Direction
Type out the data exactly as given. Skip any image.

Material for this task
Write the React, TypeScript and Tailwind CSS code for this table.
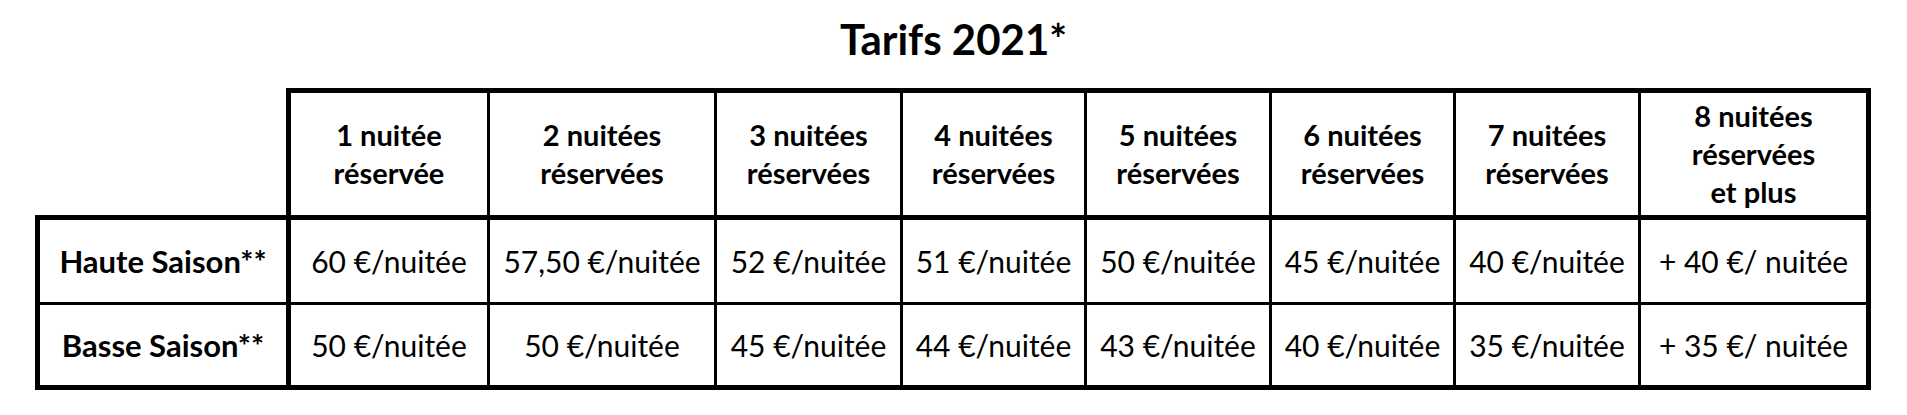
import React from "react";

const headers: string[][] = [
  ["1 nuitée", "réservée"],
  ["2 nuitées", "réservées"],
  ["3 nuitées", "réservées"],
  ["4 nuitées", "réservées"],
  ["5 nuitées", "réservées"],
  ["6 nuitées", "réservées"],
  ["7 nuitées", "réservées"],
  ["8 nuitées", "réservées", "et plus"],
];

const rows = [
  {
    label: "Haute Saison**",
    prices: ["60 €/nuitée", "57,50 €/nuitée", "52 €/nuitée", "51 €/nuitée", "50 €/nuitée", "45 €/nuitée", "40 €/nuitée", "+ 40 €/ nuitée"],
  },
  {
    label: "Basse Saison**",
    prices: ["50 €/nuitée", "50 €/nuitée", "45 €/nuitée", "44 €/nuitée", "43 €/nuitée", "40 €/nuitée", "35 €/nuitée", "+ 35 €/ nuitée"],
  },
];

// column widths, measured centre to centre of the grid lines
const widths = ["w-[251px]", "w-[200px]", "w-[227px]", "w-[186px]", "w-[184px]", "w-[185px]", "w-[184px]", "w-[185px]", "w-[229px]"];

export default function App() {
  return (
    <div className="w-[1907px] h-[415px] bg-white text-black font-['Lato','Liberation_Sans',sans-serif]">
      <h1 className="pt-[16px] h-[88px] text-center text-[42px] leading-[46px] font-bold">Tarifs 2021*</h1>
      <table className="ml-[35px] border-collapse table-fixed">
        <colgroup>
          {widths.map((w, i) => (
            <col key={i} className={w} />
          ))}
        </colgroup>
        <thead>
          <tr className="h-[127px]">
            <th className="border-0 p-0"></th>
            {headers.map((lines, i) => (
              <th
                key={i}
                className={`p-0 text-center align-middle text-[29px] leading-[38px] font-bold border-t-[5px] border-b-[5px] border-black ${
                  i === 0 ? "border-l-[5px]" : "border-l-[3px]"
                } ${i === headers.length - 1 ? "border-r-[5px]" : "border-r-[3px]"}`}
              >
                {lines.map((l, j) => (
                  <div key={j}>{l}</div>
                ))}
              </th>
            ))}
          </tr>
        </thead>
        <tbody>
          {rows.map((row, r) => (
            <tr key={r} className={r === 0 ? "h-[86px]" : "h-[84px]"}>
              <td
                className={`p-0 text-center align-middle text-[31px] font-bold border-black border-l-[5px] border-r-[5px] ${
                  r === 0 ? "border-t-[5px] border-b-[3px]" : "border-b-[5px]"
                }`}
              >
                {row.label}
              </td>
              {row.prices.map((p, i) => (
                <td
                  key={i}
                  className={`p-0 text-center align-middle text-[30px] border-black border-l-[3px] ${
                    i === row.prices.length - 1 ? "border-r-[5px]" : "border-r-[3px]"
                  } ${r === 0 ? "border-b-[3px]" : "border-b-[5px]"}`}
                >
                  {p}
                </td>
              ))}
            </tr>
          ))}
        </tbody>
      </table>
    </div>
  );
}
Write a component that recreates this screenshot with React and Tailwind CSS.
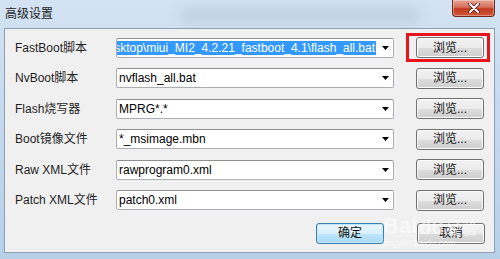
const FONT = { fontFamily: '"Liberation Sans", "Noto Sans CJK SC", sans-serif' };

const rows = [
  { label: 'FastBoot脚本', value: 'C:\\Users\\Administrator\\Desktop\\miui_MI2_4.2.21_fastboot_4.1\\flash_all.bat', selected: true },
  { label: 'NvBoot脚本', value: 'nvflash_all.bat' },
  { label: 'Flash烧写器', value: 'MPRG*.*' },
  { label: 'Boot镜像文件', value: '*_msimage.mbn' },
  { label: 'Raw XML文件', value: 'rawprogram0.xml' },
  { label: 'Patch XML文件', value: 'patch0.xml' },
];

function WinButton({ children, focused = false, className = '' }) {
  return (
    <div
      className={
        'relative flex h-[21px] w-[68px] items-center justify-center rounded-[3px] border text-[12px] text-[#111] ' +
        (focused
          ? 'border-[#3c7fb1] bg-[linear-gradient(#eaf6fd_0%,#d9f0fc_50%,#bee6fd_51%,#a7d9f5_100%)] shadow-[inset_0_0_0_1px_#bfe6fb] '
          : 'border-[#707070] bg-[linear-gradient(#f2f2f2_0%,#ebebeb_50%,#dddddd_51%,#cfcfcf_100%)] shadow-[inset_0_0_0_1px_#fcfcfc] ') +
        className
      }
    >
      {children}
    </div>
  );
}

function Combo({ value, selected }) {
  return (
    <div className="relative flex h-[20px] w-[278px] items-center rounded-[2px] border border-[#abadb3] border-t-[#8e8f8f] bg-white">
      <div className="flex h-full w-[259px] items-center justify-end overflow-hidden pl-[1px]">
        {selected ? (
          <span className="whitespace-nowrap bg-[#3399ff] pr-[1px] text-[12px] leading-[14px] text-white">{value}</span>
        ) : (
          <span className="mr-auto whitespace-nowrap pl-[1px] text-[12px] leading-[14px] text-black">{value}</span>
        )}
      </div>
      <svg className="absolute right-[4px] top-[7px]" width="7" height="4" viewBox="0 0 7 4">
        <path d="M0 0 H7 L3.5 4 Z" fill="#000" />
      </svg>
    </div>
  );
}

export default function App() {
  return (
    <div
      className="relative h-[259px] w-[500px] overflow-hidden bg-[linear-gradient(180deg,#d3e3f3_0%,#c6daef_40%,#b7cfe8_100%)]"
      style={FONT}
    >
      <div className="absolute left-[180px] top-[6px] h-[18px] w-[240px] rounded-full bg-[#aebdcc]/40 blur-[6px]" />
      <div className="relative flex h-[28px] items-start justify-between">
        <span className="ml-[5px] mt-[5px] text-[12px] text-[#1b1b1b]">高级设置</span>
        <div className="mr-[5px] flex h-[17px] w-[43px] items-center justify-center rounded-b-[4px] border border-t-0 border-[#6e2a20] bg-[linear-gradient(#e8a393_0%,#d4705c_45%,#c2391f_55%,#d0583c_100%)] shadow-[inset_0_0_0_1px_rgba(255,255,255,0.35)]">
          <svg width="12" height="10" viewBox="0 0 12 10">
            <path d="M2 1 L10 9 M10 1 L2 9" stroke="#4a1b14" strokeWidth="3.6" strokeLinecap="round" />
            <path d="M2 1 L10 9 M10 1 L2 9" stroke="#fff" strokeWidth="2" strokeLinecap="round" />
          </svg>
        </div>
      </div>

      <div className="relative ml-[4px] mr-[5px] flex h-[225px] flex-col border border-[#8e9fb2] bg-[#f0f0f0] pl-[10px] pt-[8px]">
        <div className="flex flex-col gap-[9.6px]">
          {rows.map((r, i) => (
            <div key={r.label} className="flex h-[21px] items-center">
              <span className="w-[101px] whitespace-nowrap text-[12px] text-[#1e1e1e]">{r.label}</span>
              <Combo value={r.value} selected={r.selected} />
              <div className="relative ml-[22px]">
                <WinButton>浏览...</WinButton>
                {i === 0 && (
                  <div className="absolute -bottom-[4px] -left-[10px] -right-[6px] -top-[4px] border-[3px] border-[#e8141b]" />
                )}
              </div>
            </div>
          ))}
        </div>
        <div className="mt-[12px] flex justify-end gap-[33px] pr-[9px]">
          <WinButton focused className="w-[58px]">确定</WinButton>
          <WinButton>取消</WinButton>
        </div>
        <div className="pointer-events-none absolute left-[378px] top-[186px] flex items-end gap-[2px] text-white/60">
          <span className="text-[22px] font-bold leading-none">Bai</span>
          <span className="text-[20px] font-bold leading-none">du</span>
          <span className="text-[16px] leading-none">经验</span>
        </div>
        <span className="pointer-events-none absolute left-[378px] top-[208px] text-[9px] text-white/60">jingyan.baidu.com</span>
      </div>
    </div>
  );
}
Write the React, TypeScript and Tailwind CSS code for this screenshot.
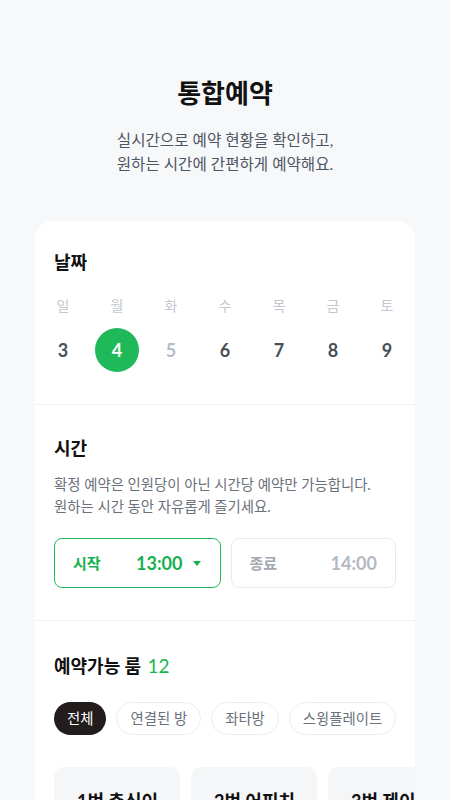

Full solution
Write the React, TypeScript and Tailwind CSS code for this table.
import React from "react";

const headers: string[][] = [
  ["1 nuitée", "réservée"],
  ["2 nuitées", "réservées"],
  ["3 nuitées", "réservées"],
  ["4 nuitées", "réservées"],
  ["5 nuitées", "réservées"],
  ["6 nuitées", "réservées"],
  ["7 nuitées", "réservées"],
  ["8 nuitées", "réservées", "et plus"],
];

const rows = [
  {
    label: "Haute Saison**",
    prices: ["60 €/nuitée", "57,50 €/nuitée", "52 €/nuitée", "51 €/nuitée", "50 €/nuitée", "45 €/nuitée", "40 €/nuitée", "+ 40 €/ nuitée"],
  },
  {
    label: "Basse Saison**",
    prices: ["50 €/nuitée", "50 €/nuitée", "45 €/nuitée", "44 €/nuitée", "43 €/nuitée", "40 €/nuitée", "35 €/nuitée", "+ 35 €/ nuitée"],
  },
];

// column widths, measured centre to centre of the grid lines
const widths = ["w-[251px]", "w-[200px]", "w-[227px]", "w-[186px]", "w-[184px]", "w-[185px]", "w-[184px]", "w-[185px]", "w-[229px]"];

export default function App() {
  return (
    <div className="w-[1907px] h-[415px] bg-white text-black font-['Lato','Liberation_Sans',sans-serif]">
      <h1 className="pt-[16px] h-[88px] text-center text-[42px] leading-[46px] font-bold">Tarifs 2021*</h1>
      <table className="ml-[35px] border-collapse table-fixed">
        <colgroup>
          {widths.map((w, i) => (
            <col key={i} className={w} />
          ))}
        </colgroup>
        <thead>
          <tr className="h-[127px]">
            <th className="border-0 p-0"></th>
            {headers.map((lines, i) => (
              <th
                key={i}
                className={`p-0 text-center align-middle text-[29px] leading-[38px] font-bold border-t-[5px] border-b-[5px] border-black ${
                  i === 0 ? "border-l-[5px]" : "border-l-[3px]"
                } ${i === headers.length - 1 ? "border-r-[5px]" : "border-r-[3px]"}`}
              >
                {lines.map((l, j) => (
                  <div key={j}>{l}</div>
                ))}
              </th>
            ))}
          </tr>
        </thead>
        <tbody>
          {rows.map((row, r) => (
            <tr key={r} className={r === 0 ? "h-[86px]" : "h-[84px]"}>
              <td
                className={`p-0 text-center align-middle text-[31px] font-bold border-black border-l-[5px] border-r-[5px] ${
                  r === 0 ? "border-t-[5px] border-b-[3px]" : "border-b-[5px]"
                }`}
              >
                {row.label}
              </td>
              {row.prices.map((p, i) => (
                <td
                  key={i}
                  className={`p-0 text-center align-middle text-[30px] border-black border-l-[3px] ${
                    i === row.prices.length - 1 ? "border-r-[5px]" : "border-r-[3px]"
                  } ${r === 0 ? "border-b-[3px]" : "border-b-[5px]"}`}
                >
                  {p}
                </td>
              ))}
            </tr>
          ))}
        </tbody>
      </table>
    </div>
  );
}
Write a component that recreates this screenshot with React and Tailwind CSS.
const FONT = { fontFamily: '"Liberation Sans", "Noto Sans CJK SC", sans-serif' };

const rows = [
  { label: 'FastBoot脚本', value: 'C:\\Users\\Administrator\\Desktop\\miui_MI2_4.2.21_fastboot_4.1\\flash_all.bat', selected: true },
  { label: 'NvBoot脚本', value: 'nvflash_all.bat' },
  { label: 'Flash烧写器', value: 'MPRG*.*' },
  { label: 'Boot镜像文件', value: '*_msimage.mbn' },
  { label: 'Raw XML文件', value: 'rawprogram0.xml' },
  { label: 'Patch XML文件', value: 'patch0.xml' },
];

function WinButton({ children, focused = false, className = '' }) {
  return (
    <div
      className={
        'relative flex h-[21px] w-[68px] items-center justify-center rounded-[3px] border text-[12px] text-[#111] ' +
        (focused
          ? 'border-[#3c7fb1] bg-[linear-gradient(#eaf6fd_0%,#d9f0fc_50%,#bee6fd_51%,#a7d9f5_100%)] shadow-[inset_0_0_0_1px_#bfe6fb] '
          : 'border-[#707070] bg-[linear-gradient(#f2f2f2_0%,#ebebeb_50%,#dddddd_51%,#cfcfcf_100%)] shadow-[inset_0_0_0_1px_#fcfcfc] ') +
        className
      }
    >
      {children}
    </div>
  );
}

function Combo({ value, selected }) {
  return (
    <div className="relative flex h-[20px] w-[278px] items-center rounded-[2px] border border-[#abadb3] border-t-[#8e8f8f] bg-white">
      <div className="flex h-full w-[259px] items-center justify-end overflow-hidden pl-[1px]">
        {selected ? (
          <span className="whitespace-nowrap bg-[#3399ff] pr-[1px] text-[12px] leading-[14px] text-white">{value}</span>
        ) : (
          <span className="mr-auto whitespace-nowrap pl-[1px] text-[12px] leading-[14px] text-black">{value}</span>
        )}
      </div>
      <svg className="absolute right-[4px] top-[7px]" width="7" height="4" viewBox="0 0 7 4">
        <path d="M0 0 H7 L3.5 4 Z" fill="#000" />
      </svg>
    </div>
  );
}

export default function App() {
  return (
    <div
      className="relative h-[259px] w-[500px] overflow-hidden bg-[linear-gradient(180deg,#d3e3f3_0%,#c6daef_40%,#b7cfe8_100%)]"
      style={FONT}
    >
      <div className="absolute left-[180px] top-[6px] h-[18px] w-[240px] rounded-full bg-[#aebdcc]/40 blur-[6px]" />
      <div className="relative flex h-[28px] items-start justify-between">
        <span className="ml-[5px] mt-[5px] text-[12px] text-[#1b1b1b]">高级设置</span>
        <div className="mr-[5px] flex h-[17px] w-[43px] items-center justify-center rounded-b-[4px] border border-t-0 border-[#6e2a20] bg-[linear-gradient(#e8a393_0%,#d4705c_45%,#c2391f_55%,#d0583c_100%)] shadow-[inset_0_0_0_1px_rgba(255,255,255,0.35)]">
          <svg width="12" height="10" viewBox="0 0 12 10">
            <path d="M2 1 L10 9 M10 1 L2 9" stroke="#4a1b14" strokeWidth="3.6" strokeLinecap="round" />
            <path d="M2 1 L10 9 M10 1 L2 9" stroke="#fff" strokeWidth="2" strokeLinecap="round" />
          </svg>
        </div>
      </div>

      <div className="relative ml-[4px] mr-[5px] flex h-[225px] flex-col border border-[#8e9fb2] bg-[#f0f0f0] pl-[10px] pt-[8px]">
        <div className="flex flex-col gap-[9.6px]">
          {rows.map((r, i) => (
            <div key={r.label} className="flex h-[21px] items-center">
              <span className="w-[101px] whitespace-nowrap text-[12px] text-[#1e1e1e]">{r.label}</span>
              <Combo value={r.value} selected={r.selected} />
              <div className="relative ml-[22px]">
                <WinButton>浏览...</WinButton>
                {i === 0 && (
                  <div className="absolute -bottom-[4px] -left-[10px] -right-[6px] -top-[4px] border-[3px] border-[#e8141b]" />
                )}
              </div>
            </div>
          ))}
        </div>
        <div className="mt-[12px] flex justify-end gap-[33px] pr-[9px]">
          <WinButton focused className="w-[58px]">确定</WinButton>
          <WinButton>取消</WinButton>
        </div>
        <div className="pointer-events-none absolute left-[378px] top-[186px] flex items-end gap-[2px] text-white/60">
          <span className="text-[22px] font-bold leading-none">Bai</span>
          <span className="text-[20px] font-bold leading-none">du</span>
          <span className="text-[16px] leading-none">经验</span>
        </div>
        <span className="pointer-events-none absolute left-[378px] top-[208px] text-[9px] text-white/60">jingyan.baidu.com</span>
      </div>
    </div>
  );
}
Write the React, TypeScript and Tailwind CSS code for this screenshot.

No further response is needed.